**Records provided**

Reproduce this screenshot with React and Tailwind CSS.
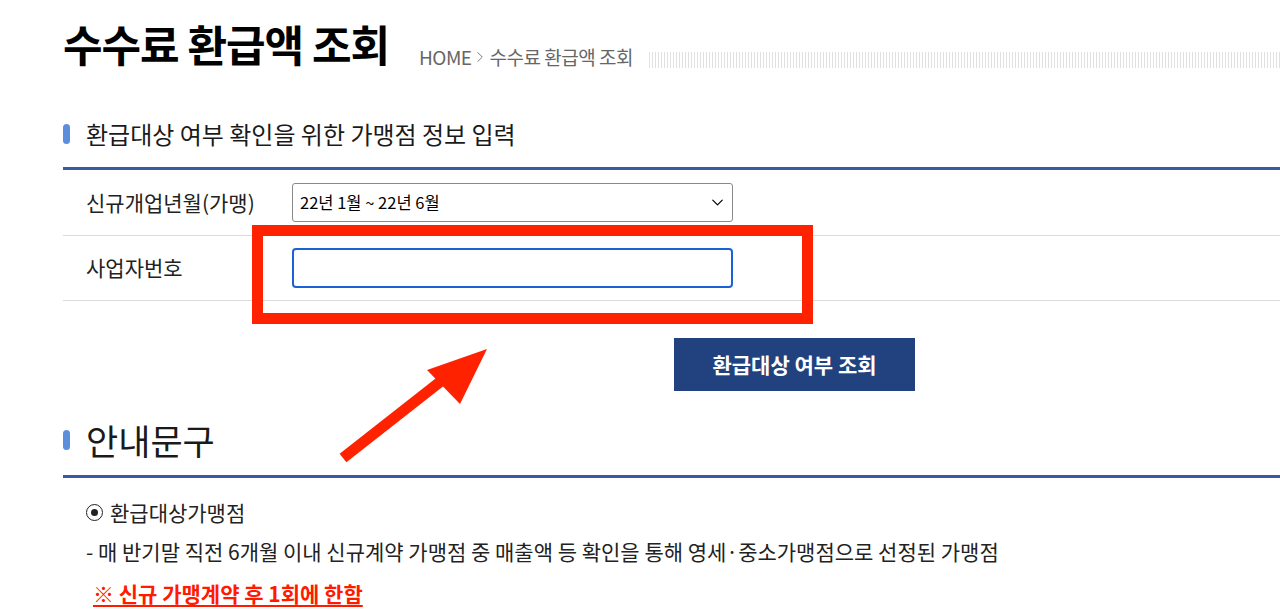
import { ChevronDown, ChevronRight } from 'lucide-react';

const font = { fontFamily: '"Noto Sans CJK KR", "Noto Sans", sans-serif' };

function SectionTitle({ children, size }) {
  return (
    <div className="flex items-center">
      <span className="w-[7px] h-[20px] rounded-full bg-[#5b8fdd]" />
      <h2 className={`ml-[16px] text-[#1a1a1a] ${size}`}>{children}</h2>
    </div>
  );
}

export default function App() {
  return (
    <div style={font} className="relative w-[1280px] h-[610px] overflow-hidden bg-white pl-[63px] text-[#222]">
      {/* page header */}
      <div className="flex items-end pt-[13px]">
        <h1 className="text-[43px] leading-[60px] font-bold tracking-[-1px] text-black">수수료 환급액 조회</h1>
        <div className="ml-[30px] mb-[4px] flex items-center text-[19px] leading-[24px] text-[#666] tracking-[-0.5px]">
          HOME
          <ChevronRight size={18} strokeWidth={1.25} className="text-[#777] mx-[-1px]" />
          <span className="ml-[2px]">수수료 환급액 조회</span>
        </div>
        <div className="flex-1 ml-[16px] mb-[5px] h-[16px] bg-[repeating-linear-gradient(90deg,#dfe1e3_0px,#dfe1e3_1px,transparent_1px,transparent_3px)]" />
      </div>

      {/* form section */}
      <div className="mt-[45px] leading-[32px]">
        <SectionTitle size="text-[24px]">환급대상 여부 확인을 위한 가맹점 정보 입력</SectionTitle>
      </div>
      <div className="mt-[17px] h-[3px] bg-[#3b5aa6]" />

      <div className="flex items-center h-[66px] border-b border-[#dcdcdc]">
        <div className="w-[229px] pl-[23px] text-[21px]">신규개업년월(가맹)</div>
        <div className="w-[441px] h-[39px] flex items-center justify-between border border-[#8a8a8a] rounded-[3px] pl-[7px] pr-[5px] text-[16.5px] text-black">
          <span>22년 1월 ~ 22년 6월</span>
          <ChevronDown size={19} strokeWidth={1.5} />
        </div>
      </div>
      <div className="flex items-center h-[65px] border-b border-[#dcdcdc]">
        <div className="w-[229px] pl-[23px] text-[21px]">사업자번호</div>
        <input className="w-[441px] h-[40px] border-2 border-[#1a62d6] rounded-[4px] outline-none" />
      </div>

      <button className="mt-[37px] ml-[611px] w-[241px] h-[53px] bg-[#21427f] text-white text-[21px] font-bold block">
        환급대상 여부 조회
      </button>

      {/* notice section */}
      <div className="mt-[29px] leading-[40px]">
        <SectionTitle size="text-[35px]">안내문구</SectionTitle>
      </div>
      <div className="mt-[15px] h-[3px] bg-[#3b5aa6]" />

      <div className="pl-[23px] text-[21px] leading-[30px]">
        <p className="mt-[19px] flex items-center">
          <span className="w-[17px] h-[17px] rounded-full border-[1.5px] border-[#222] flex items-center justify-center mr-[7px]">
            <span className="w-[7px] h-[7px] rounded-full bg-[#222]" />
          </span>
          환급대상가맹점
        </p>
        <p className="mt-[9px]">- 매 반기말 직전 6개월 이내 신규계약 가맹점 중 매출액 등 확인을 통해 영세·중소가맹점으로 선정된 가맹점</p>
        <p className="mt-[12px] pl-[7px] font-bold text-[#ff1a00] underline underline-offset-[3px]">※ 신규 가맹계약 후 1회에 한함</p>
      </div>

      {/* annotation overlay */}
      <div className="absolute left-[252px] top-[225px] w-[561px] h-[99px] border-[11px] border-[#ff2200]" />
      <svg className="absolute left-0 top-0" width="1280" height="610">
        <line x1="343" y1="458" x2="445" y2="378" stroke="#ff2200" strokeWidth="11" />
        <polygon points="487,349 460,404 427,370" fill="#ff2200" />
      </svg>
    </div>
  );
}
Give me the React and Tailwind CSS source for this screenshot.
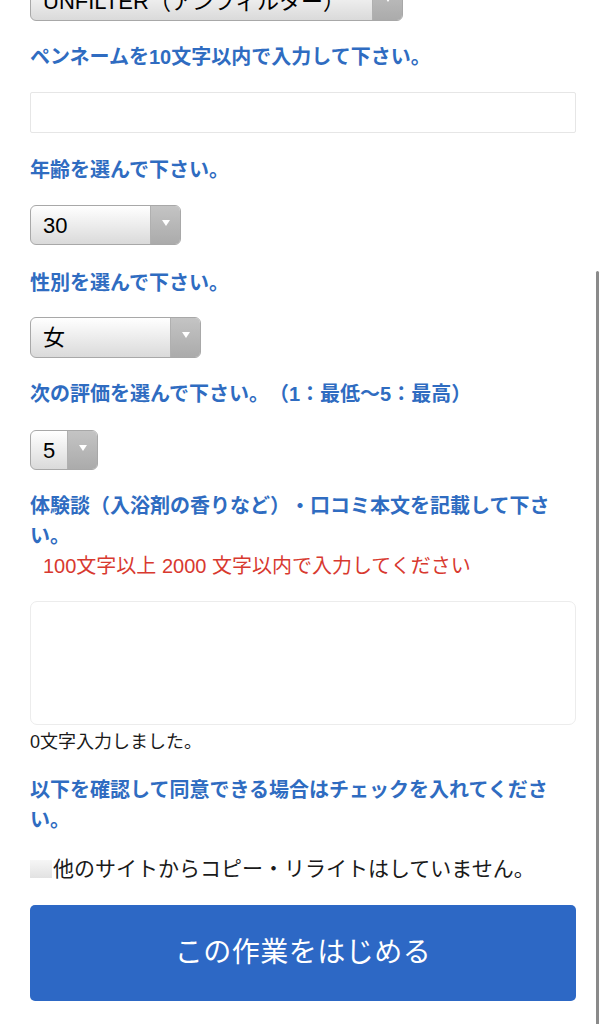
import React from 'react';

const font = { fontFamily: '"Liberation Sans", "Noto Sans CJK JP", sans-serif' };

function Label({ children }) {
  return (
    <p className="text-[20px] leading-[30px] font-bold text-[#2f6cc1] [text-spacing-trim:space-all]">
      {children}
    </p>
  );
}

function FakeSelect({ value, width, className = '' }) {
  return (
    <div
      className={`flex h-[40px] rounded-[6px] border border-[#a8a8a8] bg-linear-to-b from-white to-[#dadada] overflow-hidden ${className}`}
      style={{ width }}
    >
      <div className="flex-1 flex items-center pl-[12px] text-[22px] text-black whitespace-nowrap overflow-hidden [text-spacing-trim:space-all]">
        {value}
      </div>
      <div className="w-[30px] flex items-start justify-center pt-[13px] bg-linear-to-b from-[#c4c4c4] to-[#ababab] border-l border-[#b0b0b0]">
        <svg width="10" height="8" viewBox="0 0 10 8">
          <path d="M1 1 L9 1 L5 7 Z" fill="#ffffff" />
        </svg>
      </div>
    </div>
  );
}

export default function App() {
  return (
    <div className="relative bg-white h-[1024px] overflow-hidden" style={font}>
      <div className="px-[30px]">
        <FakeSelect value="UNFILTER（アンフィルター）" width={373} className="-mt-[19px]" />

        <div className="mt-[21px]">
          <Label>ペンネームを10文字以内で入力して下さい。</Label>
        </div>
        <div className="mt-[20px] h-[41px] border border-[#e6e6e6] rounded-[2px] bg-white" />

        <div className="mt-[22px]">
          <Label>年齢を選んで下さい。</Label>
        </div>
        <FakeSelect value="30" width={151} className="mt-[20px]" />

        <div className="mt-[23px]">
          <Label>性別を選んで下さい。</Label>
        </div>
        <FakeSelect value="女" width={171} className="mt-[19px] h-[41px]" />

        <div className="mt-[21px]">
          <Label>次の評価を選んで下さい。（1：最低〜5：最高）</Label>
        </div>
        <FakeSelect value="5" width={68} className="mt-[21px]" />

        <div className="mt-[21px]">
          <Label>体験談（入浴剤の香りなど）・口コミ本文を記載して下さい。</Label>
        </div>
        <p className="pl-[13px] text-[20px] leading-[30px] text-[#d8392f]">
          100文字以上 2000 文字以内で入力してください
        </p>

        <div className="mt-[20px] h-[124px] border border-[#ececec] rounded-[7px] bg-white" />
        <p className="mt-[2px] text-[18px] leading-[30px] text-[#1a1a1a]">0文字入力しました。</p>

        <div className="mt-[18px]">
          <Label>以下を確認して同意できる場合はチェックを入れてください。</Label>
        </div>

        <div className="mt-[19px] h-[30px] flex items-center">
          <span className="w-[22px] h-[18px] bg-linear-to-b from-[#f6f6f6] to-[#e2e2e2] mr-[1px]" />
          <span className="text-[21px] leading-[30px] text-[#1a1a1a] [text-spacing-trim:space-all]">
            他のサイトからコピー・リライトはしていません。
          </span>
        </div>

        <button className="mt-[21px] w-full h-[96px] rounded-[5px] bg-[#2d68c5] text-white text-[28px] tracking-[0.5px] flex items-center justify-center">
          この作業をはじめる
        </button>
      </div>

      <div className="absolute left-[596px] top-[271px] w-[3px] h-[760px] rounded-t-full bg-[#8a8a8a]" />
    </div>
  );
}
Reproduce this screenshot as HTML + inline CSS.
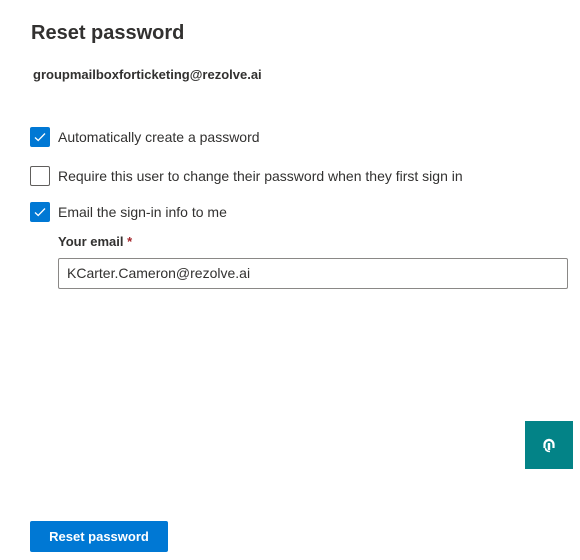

**Direction**
With the pictures left out, transcribe the material exactly.

**Answer to the problem**
Reproduce this screenshot with React and Tailwind CSS.
import { ChevronDown, ChevronRight } from 'lucide-react';

const font = { fontFamily: '"Noto Sans CJK KR", "Noto Sans", sans-serif' };

function SectionTitle({ children, size }) {
  return (
    <div className="flex items-center">
      <span className="w-[7px] h-[20px] rounded-full bg-[#5b8fdd]" />
      <h2 className={`ml-[16px] text-[#1a1a1a] ${size}`}>{children}</h2>
    </div>
  );
}

export default function App() {
  return (
    <div style={font} className="relative w-[1280px] h-[610px] overflow-hidden bg-white pl-[63px] text-[#222]">
      {/* page header */}
      <div className="flex items-end pt-[13px]">
        <h1 className="text-[43px] leading-[60px] font-bold tracking-[-1px] text-black">수수료 환급액 조회</h1>
        <div className="ml-[30px] mb-[4px] flex items-center text-[19px] leading-[24px] text-[#666] tracking-[-0.5px]">
          HOME
          <ChevronRight size={18} strokeWidth={1.25} className="text-[#777] mx-[-1px]" />
          <span className="ml-[2px]">수수료 환급액 조회</span>
        </div>
        <div className="flex-1 ml-[16px] mb-[5px] h-[16px] bg-[repeating-linear-gradient(90deg,#dfe1e3_0px,#dfe1e3_1px,transparent_1px,transparent_3px)]" />
      </div>

      {/* form section */}
      <div className="mt-[45px] leading-[32px]">
        <SectionTitle size="text-[24px]">환급대상 여부 확인을 위한 가맹점 정보 입력</SectionTitle>
      </div>
      <div className="mt-[17px] h-[3px] bg-[#3b5aa6]" />

      <div className="flex items-center h-[66px] border-b border-[#dcdcdc]">
        <div className="w-[229px] pl-[23px] text-[21px]">신규개업년월(가맹)</div>
        <div className="w-[441px] h-[39px] flex items-center justify-between border border-[#8a8a8a] rounded-[3px] pl-[7px] pr-[5px] text-[16.5px] text-black">
          <span>22년 1월 ~ 22년 6월</span>
          <ChevronDown size={19} strokeWidth={1.5} />
        </div>
      </div>
      <div className="flex items-center h-[65px] border-b border-[#dcdcdc]">
        <div className="w-[229px] pl-[23px] text-[21px]">사업자번호</div>
        <input className="w-[441px] h-[40px] border-2 border-[#1a62d6] rounded-[4px] outline-none" />
      </div>

      <button className="mt-[37px] ml-[611px] w-[241px] h-[53px] bg-[#21427f] text-white text-[21px] font-bold block">
        환급대상 여부 조회
      </button>

      {/* notice section */}
      <div className="mt-[29px] leading-[40px]">
        <SectionTitle size="text-[35px]">안내문구</SectionTitle>
      </div>
      <div className="mt-[15px] h-[3px] bg-[#3b5aa6]" />

      <div className="pl-[23px] text-[21px] leading-[30px]">
        <p className="mt-[19px] flex items-center">
          <span className="w-[17px] h-[17px] rounded-full border-[1.5px] border-[#222] flex items-center justify-center mr-[7px]">
            <span className="w-[7px] h-[7px] rounded-full bg-[#222]" />
          </span>
          환급대상가맹점
        </p>
        <p className="mt-[9px]">- 매 반기말 직전 6개월 이내 신규계약 가맹점 중 매출액 등 확인을 통해 영세·중소가맹점으로 선정된 가맹점</p>
        <p className="mt-[12px] pl-[7px] font-bold text-[#ff1a00] underline underline-offset-[3px]">※ 신규 가맹계약 후 1회에 한함</p>
      </div>

      {/* annotation overlay */}
      <div className="absolute left-[252px] top-[225px] w-[561px] h-[99px] border-[11px] border-[#ff2200]" />
      <svg className="absolute left-0 top-0" width="1280" height="610">
        <line x1="343" y1="458" x2="445" y2="378" stroke="#ff2200" strokeWidth="11" />
        <polygon points="487,349 460,404 427,370" fill="#ff2200" />
      </svg>
    </div>
  );
}
Give me the React and Tailwind CSS source for this screenshot.
import React from 'react';

const font = { fontFamily: '"Liberation Sans", "Noto Sans CJK JP", sans-serif' };

function Label({ children }) {
  return (
    <p className="text-[20px] leading-[30px] font-bold text-[#2f6cc1] [text-spacing-trim:space-all]">
      {children}
    </p>
  );
}

function FakeSelect({ value, width, className = '' }) {
  return (
    <div
      className={`flex h-[40px] rounded-[6px] border border-[#a8a8a8] bg-linear-to-b from-white to-[#dadada] overflow-hidden ${className}`}
      style={{ width }}
    >
      <div className="flex-1 flex items-center pl-[12px] text-[22px] text-black whitespace-nowrap overflow-hidden [text-spacing-trim:space-all]">
        {value}
      </div>
      <div className="w-[30px] flex items-start justify-center pt-[13px] bg-linear-to-b from-[#c4c4c4] to-[#ababab] border-l border-[#b0b0b0]">
        <svg width="10" height="8" viewBox="0 0 10 8">
          <path d="M1 1 L9 1 L5 7 Z" fill="#ffffff" />
        </svg>
      </div>
    </div>
  );
}

export default function App() {
  return (
    <div className="relative bg-white h-[1024px] overflow-hidden" style={font}>
      <div className="px-[30px]">
        <FakeSelect value="UNFILTER（アンフィルター）" width={373} className="-mt-[19px]" />

        <div className="mt-[21px]">
          <Label>ペンネームを10文字以内で入力して下さい。</Label>
        </div>
        <div className="mt-[20px] h-[41px] border border-[#e6e6e6] rounded-[2px] bg-white" />

        <div className="mt-[22px]">
          <Label>年齢を選んで下さい。</Label>
        </div>
        <FakeSelect value="30" width={151} className="mt-[20px]" />

        <div className="mt-[23px]">
          <Label>性別を選んで下さい。</Label>
        </div>
        <FakeSelect value="女" width={171} className="mt-[19px] h-[41px]" />

        <div className="mt-[21px]">
          <Label>次の評価を選んで下さい。（1：最低〜5：最高）</Label>
        </div>
        <FakeSelect value="5" width={68} className="mt-[21px]" />

        <div className="mt-[21px]">
          <Label>体験談（入浴剤の香りなど）・口コミ本文を記載して下さい。</Label>
        </div>
        <p className="pl-[13px] text-[20px] leading-[30px] text-[#d8392f]">
          100文字以上 2000 文字以内で入力してください
        </p>

        <div className="mt-[20px] h-[124px] border border-[#ececec] rounded-[7px] bg-white" />
        <p className="mt-[2px] text-[18px] leading-[30px] text-[#1a1a1a]">0文字入力しました。</p>

        <div className="mt-[18px]">
          <Label>以下を確認して同意できる場合はチェックを入れてください。</Label>
        </div>

        <div className="mt-[19px] h-[30px] flex items-center">
          <span className="w-[22px] h-[18px] bg-linear-to-b from-[#f6f6f6] to-[#e2e2e2] mr-[1px]" />
          <span className="text-[21px] leading-[30px] text-[#1a1a1a] [text-spacing-trim:space-all]">
            他のサイトからコピー・リライトはしていません。
          </span>
        </div>

        <button className="mt-[21px] w-full h-[96px] rounded-[5px] bg-[#2d68c5] text-white text-[28px] tracking-[0.5px] flex items-center justify-center">
          この作業をはじめる
        </button>
      </div>

      <div className="absolute left-[596px] top-[271px] w-[3px] h-[760px] rounded-t-full bg-[#8a8a8a]" />
    </div>
  );
}
Reproduce this screenshot as HTML + inline CSS.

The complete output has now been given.